# [Requirements]
Please find all lines in the data that hold the string "styles" and copy them.

▬▬▬

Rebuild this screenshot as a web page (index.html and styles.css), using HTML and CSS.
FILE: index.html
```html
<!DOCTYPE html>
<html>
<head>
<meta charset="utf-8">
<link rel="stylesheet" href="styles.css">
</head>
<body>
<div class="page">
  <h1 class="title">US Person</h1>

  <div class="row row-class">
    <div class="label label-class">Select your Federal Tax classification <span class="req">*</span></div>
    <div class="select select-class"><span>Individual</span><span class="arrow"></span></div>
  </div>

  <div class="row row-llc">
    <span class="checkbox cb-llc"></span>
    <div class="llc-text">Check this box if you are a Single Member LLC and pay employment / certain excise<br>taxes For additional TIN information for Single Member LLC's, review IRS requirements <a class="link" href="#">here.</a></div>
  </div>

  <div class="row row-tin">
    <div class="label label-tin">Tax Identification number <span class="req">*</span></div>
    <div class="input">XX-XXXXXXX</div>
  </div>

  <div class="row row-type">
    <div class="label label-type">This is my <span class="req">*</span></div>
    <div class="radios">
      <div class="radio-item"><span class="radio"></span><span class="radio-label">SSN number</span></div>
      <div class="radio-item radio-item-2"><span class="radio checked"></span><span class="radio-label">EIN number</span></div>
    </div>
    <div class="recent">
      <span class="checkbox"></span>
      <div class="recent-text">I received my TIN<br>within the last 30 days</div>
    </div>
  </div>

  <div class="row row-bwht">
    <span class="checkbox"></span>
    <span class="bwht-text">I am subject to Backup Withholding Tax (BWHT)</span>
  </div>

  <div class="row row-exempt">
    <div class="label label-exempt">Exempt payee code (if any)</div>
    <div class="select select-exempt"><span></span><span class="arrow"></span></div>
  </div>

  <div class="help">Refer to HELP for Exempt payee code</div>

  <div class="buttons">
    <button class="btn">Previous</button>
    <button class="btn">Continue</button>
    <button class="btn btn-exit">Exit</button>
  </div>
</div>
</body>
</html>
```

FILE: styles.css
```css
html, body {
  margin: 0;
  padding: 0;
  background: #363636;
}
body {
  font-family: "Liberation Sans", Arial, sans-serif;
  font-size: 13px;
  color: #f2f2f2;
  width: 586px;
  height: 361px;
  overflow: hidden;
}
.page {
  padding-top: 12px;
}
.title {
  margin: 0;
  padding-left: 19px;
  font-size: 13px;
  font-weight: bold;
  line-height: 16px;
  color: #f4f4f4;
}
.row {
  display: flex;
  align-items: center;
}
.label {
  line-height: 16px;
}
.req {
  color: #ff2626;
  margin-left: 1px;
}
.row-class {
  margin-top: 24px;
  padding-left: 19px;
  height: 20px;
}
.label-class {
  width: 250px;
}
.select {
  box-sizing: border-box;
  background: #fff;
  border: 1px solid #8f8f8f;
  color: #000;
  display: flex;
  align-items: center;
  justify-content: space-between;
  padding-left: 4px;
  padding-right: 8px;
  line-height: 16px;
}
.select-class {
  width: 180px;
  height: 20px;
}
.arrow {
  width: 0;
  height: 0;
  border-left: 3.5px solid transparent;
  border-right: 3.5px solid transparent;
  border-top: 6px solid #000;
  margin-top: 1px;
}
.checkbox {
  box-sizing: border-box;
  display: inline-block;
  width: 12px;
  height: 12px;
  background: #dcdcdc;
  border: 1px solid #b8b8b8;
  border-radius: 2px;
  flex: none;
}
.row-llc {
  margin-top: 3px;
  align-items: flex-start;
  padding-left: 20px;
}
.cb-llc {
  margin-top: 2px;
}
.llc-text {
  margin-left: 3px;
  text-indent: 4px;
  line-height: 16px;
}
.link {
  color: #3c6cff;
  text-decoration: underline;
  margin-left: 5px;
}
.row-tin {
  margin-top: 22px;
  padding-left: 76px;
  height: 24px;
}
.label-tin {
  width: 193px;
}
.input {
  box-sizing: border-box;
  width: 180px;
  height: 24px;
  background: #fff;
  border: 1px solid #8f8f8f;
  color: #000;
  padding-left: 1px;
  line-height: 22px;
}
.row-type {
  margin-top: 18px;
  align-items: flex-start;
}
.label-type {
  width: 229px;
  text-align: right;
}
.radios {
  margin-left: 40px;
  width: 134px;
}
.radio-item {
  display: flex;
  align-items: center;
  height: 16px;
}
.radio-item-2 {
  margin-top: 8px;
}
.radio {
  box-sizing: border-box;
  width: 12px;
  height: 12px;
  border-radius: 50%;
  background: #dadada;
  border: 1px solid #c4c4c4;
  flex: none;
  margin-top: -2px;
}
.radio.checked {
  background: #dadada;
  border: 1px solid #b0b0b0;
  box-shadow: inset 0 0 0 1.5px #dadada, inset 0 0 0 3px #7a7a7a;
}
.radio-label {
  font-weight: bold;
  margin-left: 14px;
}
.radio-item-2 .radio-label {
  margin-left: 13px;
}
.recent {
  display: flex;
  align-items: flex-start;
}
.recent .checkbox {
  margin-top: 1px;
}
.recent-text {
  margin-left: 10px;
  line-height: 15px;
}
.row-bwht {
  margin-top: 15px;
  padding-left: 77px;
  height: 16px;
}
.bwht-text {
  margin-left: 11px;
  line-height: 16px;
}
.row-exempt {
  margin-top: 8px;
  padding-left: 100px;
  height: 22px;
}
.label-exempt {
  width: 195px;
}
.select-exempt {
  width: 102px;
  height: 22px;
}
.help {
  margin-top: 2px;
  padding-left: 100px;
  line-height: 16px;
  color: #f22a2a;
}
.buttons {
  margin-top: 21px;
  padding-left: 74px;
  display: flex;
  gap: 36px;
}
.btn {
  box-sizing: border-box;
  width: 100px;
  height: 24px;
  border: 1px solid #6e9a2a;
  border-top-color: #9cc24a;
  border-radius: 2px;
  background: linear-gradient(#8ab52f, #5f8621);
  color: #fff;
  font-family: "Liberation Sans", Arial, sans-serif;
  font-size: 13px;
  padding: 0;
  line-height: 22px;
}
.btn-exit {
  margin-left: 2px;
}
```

▬▬▬

# [Solution for this task]
Rebuild this screenshot as a web page (index.html and styles.css), using HTML and CSS.
<link rel="stylesheet" href="styles.css">
FILE: styles.css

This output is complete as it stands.